As for the United States there are three options. Support Abbas’s bid, veto his effort or abstain on the Security Council. The U.S. is unlikely to abstain or vote in favor and has expressed its intentions on how it intends to vote. Whatever the Obama administration decides it clearly must press ahead and pressure the Palestinians and Israel to return to the bargaining table. Abbas’s effort at the U.N. is a political calculation and holds no hope in actually jump-starting the peace process. It very well could have the adverse affect. Additionally, the effort runs the chance of worsening the lives of the Palestinians throughout the Gaza Strip and the West Bank, with U.S. lawmakers threatening to cut off aid to the Palestinian Authority and the U.N. itself.
“A record number of lawmakers — 81 total — from both parties are making the rounds in Israel in advance of a hotly contested vote for Palestinian statehood at the United Nations next month…Members of both parties are already threatening to cut off aid to the Palestinian territories in the event the vote takes place this September, and some lawmakers are ready to cut off funding even after the United States vetoes it at the U.N. Security Council,” Marin Cogan writes in Politico.
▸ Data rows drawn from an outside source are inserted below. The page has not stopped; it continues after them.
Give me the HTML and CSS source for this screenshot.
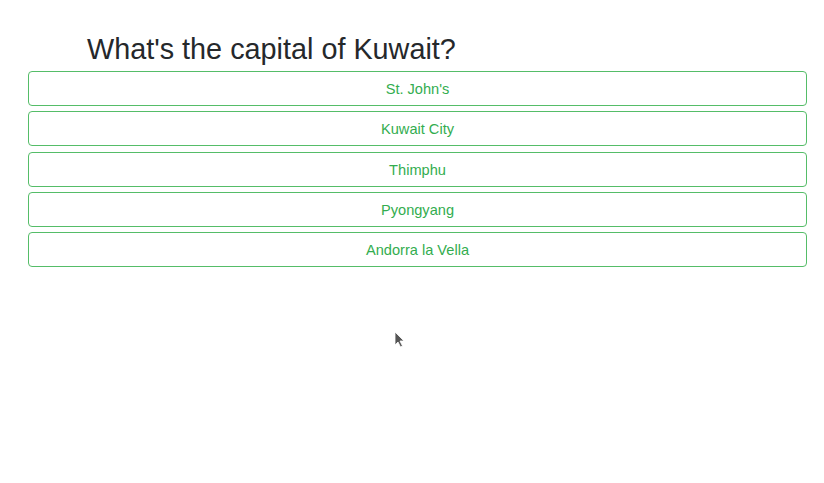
FILE: index.html
```html
<!DOCTYPE html>
<html>
<head>
<meta charset="utf-8">
<link rel="stylesheet" href="styles.css">
</head>
<body>
<div class="quiz">
  <h1 class="question">What's the capital of Kuwait?</h1>
  <div class="answers">
    <button class="answer">St. John's</button>
    <button class="answer">Kuwait City</button>
    <button class="answer">Thimphu</button>
    <button class="answer">Pyongyang</button>
    <button class="answer">Andorra la Vella</button>
  </div>
</div>
<svg class="cursor" width="12" height="18" viewBox="0 0 12 18"><path d="M1 1 L1 14 L4 11 L6.5 16 L8.5 15 L6 10 L10 10 Z" fill="#555" stroke="#fff" stroke-width="0.8"/></svg>
</body>
</html>
```
FILE: styles.css
```css
html, body { margin: 0; padding: 0; background: #fff; }
body { font-family: "Liberation Sans", Arial, sans-serif; color: #212529; }
.quiz { padding: 31px 17px 0 28px; }
.question { margin: 0 0 4px 59px; font-size: 28.8px; font-weight: 400; line-height: 36px; color: #25282b; }
.answers { display: flex; flex-direction: column; gap: 5.3px; }
.answer {
  display: block; width: 100%;
  font-family: "Liberation Sans", Arial, sans-serif; font-size: 14.6px; line-height: 21px;
  padding: 7px 12px 5px; background: #fff; color: #33ad4f;
  border: 1px solid #55bd68; border-radius: 4px; text-align: center;
}
.cursor { position: absolute; left: 394px; top: 331px; }
```
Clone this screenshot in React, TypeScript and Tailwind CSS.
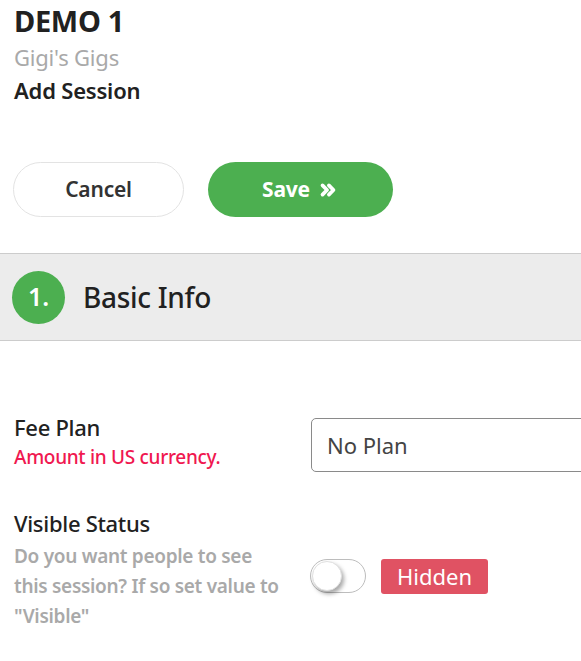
import React, { useState } from 'react'
import { ChevronsRight } from 'lucide-react'

const App = () => {
  const [visible, setVisible] = useState(false)

  return (
    <div className="w-[581px] h-[661px] overflow-hidden bg-white text-[#212121]" style={{ fontFamily: '"Noto Sans", "Open Sans", sans-serif' }}>
      {/* Header */}
      <div className="px-[14px] pt-[2px]">
        <h1 className="text-[29px] font-bold leading-[38px] tracking-[-0.3px]">DEMO 1</h1>
        <p className="text-[22px] leading-[34px] text-[#a9a9a9] tracking-[-0.2px]">Gigi's Gigs</p>
        <p className="text-[22px] leading-[32px] font-semibold tracking-[-0.2px]">Add Session</p>
      </div>

      {/* Actions */}
      <div className="flex gap-[24px] px-[13px] mt-[56px]">
        <button className="w-[171px] h-[55px] rounded-full border border-[#e3e3e3] bg-white text-[21px] font-semibold text-[#333] tracking-[-0.2px]">
          Cancel
        </button>
        <button className="w-[185px] h-[55px] rounded-full bg-[#4caf50] text-white text-[21px] font-bold flex items-center justify-center gap-[7px] tracking-[-0.2px]">
          Save
          <ChevronsRight className="w-[22px] h-[22px]" strokeWidth={4} />
        </button>
      </div>

      {/* Section header */}
      <div className="mt-[36px] h-[88px] bg-[#ececec] border-y border-[#cccccc] flex items-center px-[12px] gap-[18px]">
        <div className="w-[53px] h-[53px] rounded-full bg-[#4caf50] flex items-center justify-center text-white text-[25px] font-semibold pb-[1px]">
          1.
        </div>
        <h2 className="text-[28px] font-medium tracking-[-0.3px]">Basic Info</h2>
      </div>

      {/* Fields */}
      <div className="mt-[72px] grid grid-cols-[297px_1fr] gap-y-[36px]">
        <div className="pl-[14px]">
          <p className="text-[22px] leading-[28px] font-medium tracking-[-0.3px]">Fee Plan</p>
          <p className="text-[19px] leading-[32px] font-medium text-[#f01850] tracking-[-0.3px]">Amount in US currency.</p>
        </div>
        <div className="pl-[14px] pt-[5px]">
          <div className="w-[300px] h-[54px] border border-[#8a8a8a] rounded-[5px] flex items-center px-[15px] text-[22px] text-[#444]">
            No Plan
          </div>
        </div>

        <div className="pl-[14px] pr-[8px]">
          <p className="text-[22px] leading-[28px] font-medium tracking-[-0.3px]">Visible Status</p>
          <p className="mt-[4px] text-[19px] leading-[30px] font-semibold text-[#a9a9a9] tracking-[-0.3px]">
            Do you want people to see this session? If so set value to "Visible"
          </p>
        </div>
        <div className="pl-[13px] pt-[50px] flex items-start gap-[15px]">
          <button
            onClick={() => setVisible(!visible)}
            className={`w-[56px] h-[34px] rounded-full border border-[#bdbdbd] flex items-center px-[1px] ${visible ? 'bg-[#4caf50] justify-end' : 'bg-white justify-start'}`}
          >
            <span className="w-[30px] h-[30px] rounded-full bg-white shadow-[2px_3px_4px_rgba(0,0,0,0.35)] border border-[#e0e0e0]" />
          </button>
          <span className={`h-[35px] px-[16px] rounded-[3px] flex items-center text-white text-[22px] ${visible ? 'bg-[#4caf50]' : 'bg-[#e05263]'}`}>
            {visible ? 'Visible' : 'Hidden'}
          </span>
        </div>
      </div>
    </div>
  )
}

export default App
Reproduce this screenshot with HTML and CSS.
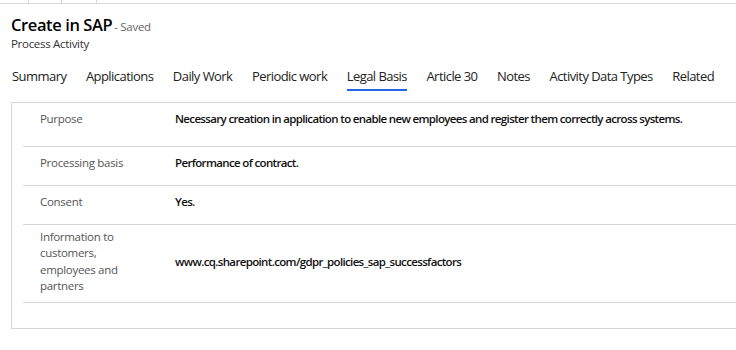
FILE: index.html
```html
<!DOCTYPE html>
<html lang="en">
<head>
    <meta charset="UTF-8">
    <meta name="viewport" content="width=device-width, initial-scale=1.0">
    <title>Create in SAP - Process Activity</title>
    <link rel="stylesheet" href="styles.css">
</head>
<body>
    <div class="top-strip">
        <span class="strip-cell c1"></span>
        <span class="strip-cell c2"></span>
        <span class="strip-cell c3"></span>
    </div>

    <header class="record-header">
        <h1 class="record-title">Create in SAP<span class="save-state">- Saved</span></h1>
        <div class="entity-name">Process Activity</div>
    </header>

    <nav class="tabs">
        <a href="#">Summary</a>
        <a href="#">Applications</a>
        <a href="#">Daily Work</a>
        <a href="#">Periodic work</a>
        <a href="#" class="active">Legal Basis</a>
        <a href="#">Article 30</a>
        <a href="#">Notes</a>
        <a href="#">Activity Data Types</a>
        <a href="#">Related</a>
    </nav>

    <section class="panel">
        <div class="field-row row-tall">
            <div class="field-label">Purpose</div>
            <div class="field-value">Necessary creation in application to enable new employees and register them correctly across systems.</div>
        </div>
        <div class="field-row">
            <div class="field-label">Processing basis</div>
            <div class="field-value">Performance of contract.</div>
        </div>
        <div class="field-row">
            <div class="field-label">Consent</div>
            <div class="field-value">Yes.</div>
        </div>
        <div class="field-row row-center">
            <div class="field-label">Information to customers, employees and partners</div>
            <div class="field-value">www.cq.sharepoint.com/gdpr_policies_sap_successfactors</div>
        </div>
    </section>
</body>
</html>
```

FILE: styles.css
```css
body {
    font-family: "Open Sans", "Noto Sans", sans-serif;
    margin: 0;
    padding: 0;
    background-color: #ffffff;
    color: #000000;
    overflow: hidden;
}
.top-strip {
    display: flex;
    height: 3px;
    border-bottom: 1px solid #d6d6d6;
}
.strip-cell {
    border-right: 1px solid #d6d6d6;
}
.strip-cell.c1 { width: 28px; }
.strip-cell.c2 { width: 32px; }
.strip-cell.c3 { width: 34px; }

.record-header {
    padding: 10px 11px 0;
}
.record-title {
    margin: 0;
    font-size: 16.5px;
    font-weight: 600;
    line-height: 21px;
    letter-spacing: -0.4px;
    color: #000000;
}
.save-state {
    font-size: 11.5px;
    font-weight: 400;
    letter-spacing: -0.3px;
    color: #666666;
    margin-left: 2px;
}
.entity-name {
    font-size: 11.5px;
    line-height: 14px;
    letter-spacing: -0.3px;
    color: #333333;
}

.tabs {
    display: flex;
    gap: 19.5px;
    padding: 16px 12px 0;
    white-space: nowrap;
}
.tabs a {
    flex-shrink: 0;
    text-decoration: none;
    color: #222222;
    font-size: 13px;
    letter-spacing: -0.55px;
    line-height: 18px;
    padding-bottom: 4px;
    border-bottom: 2px solid transparent;
}
.tabs a.active {
    border-bottom-color: #2266e3;
}

.panel {
    margin: 11px 0 0 11px;
    border: 1px solid #d6d6d6;
    border-right: none;
    padding: 0 0 25px 11px;
}
.field-row {
    display: flex;
    border-bottom: 1px solid #d6d6d6;
    padding: 8px 0 14px;
    line-height: 16px;
}
.row-tall {
    padding-bottom: 19px;
}
.row-center {
    align-items: center;
    padding: 4px 0 7px;
}
.row-center .field-label {
    line-height: 16.4px;
}
.field-label {
    flex-shrink: 0;
    width: 95px;
    padding: 0 40px 0 17px;
    font-size: 11.5px;
    letter-spacing: -0.3px;
    color: #555555;
}
.field-value {
    white-space: nowrap;
    font-size: 11.5px;
    font-weight: 600;
    letter-spacing: -0.65px;
    color: #111111;
}
```
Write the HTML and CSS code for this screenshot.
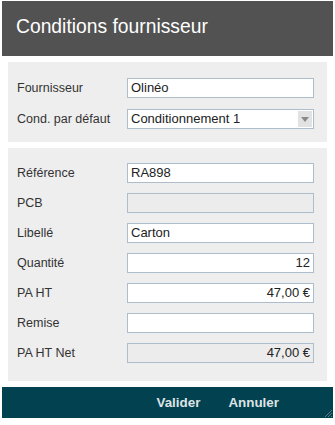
FILE: index.html
```html
<!DOCTYPE html>
<html lang="fr">
<head>
<meta charset="utf-8">
<link rel="stylesheet" href="styles.css">
</head>
<body>
<div class="dialog">
  <div class="header"><h1 class="title">Conditions fournisseur</h1></div>
  <div class="panel panel-top">
    <div class="row"><label class="label">Fournisseur</label><div class="field">Olinéo</div></div>
    <div class="row"><label class="label">Cond. par défaut</label><div class="field select">Conditionnement 1<span class="arrow"><svg width="8" height="5" viewBox="0 0 8 5"><path d="M0 0H8L4 5Z" fill="#8a8a8a"/></svg></span></div></div>
  </div>
  <div class="panel panel-main">
    <div class="row"><label class="label">Référence</label><div class="field">RA898</div></div>
    <div class="row"><label class="label">PCB</label><div class="field disabled"></div></div>
    <div class="row"><label class="label">Libellé</label><div class="field">Carton</div></div>
    <div class="row"><label class="label">Quantité</label><div class="field num">12</div></div>
    <div class="row"><label class="label">PA HT</label><div class="field num">47,00 €</div></div>
    <div class="row"><label class="label">Remise</label><div class="field num"></div></div>
    <div class="row"><label class="label">PA HT Net</label><div class="field num disabled">47,00 €</div></div>
  </div>
  <div class="footer">
    <span class="btn">Valider</span>
    <span class="btn">Annuler</span>
    <svg class="grip" width="8" height="8" viewBox="0 0 8 8"><path d="M8 1L1 8M8 4L4 8M8 7L7 8" stroke="#5a7a84" stroke-width="1"/></svg>
  </div>
</div>
</body>
</html>
```
FILE: styles.css
```css
html, body {
  margin: 0;
  padding: 0;
  background: #ffffff;
}
body {
  font-family: "Liberation Sans", Arial, sans-serif;
}
.dialog {
  width: 335px;
  padding-top: 1px;
}
.header {
  margin: 0 2px;
  height: 55px;
  background: #525252;
  display: flex;
  align-items: center;
  padding-left: 14px;
  box-sizing: border-box;
  padding-bottom: 3px;
}
.title {
  margin: 0;
  font-weight: normal;
  font-size: 19.3px;
  color: #ffffff;
}
.panel {
  margin: 6px 8px 0;
  background: #eeeeee;
  display: flex;
  flex-direction: column;
  padding: 0 13px 0 9px;
}
.panel-top {
  padding-top: 16px;
  padding-bottom: 13px;
  gap: 11px;
}
.panel-main {
  padding-top: 15px;
  padding-bottom: 18px;
  gap: 10px;
}
.row {
  display: flex;
  align-items: center;
  height: 20px;
}
.label {
  width: 110px;
  flex: none;
  font-size: 12.5px;
  color: #333333;
}
.field {
  position: relative;
  flex: 1;
  height: 20px;
  box-sizing: border-box;
  border: 1px solid #aebdcb;
  background: #ffffff;
  font-size: 13px;
  color: #222222;
  line-height: 18px;
  padding: 0 3px;
  white-space: nowrap;
}
.field.num {
  text-align: right;
}
.field.disabled {
  background: #ececec;
}
.field.select {
  padding-right: 18px;
}
.arrow {
  position: absolute;
  right: 1px;
  top: 1px;
  width: 14px;
  height: 16px;
  background: #e2e2e2;
  display: flex;
  align-items: center;
  justify-content: center;
}
.arrow svg {
  display: block;
}
.footer {
  position: relative;
  margin: 6px 2px 0;
  height: 31px;
  background: #02414f;
  display: flex;
  align-items: center;
  justify-content: flex-end;
  gap: 28px;
  padding-right: 54px;
}
.btn {
  font-size: 13.4px;
  font-weight: bold;
  color: #dde4e6;
}
.grip {
  position: absolute;
  right: 1px;
  bottom: 1px;
}
```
For outside observers, the barriers to resolving the current impasse rely on common sense approaches. The Palestinians, and in turn, Hamas would have to put aside innate ideologies for the common good. Israel would have to cede certain territories seized in 1967, but in turn, they would gain new territory in the process. The outcome of the Palestinian effort next month at the United Nations, highlighted by hours of intense debate, is likely to be the equivalent of “must see television” and will give C-Span 2 its highest ratings in years.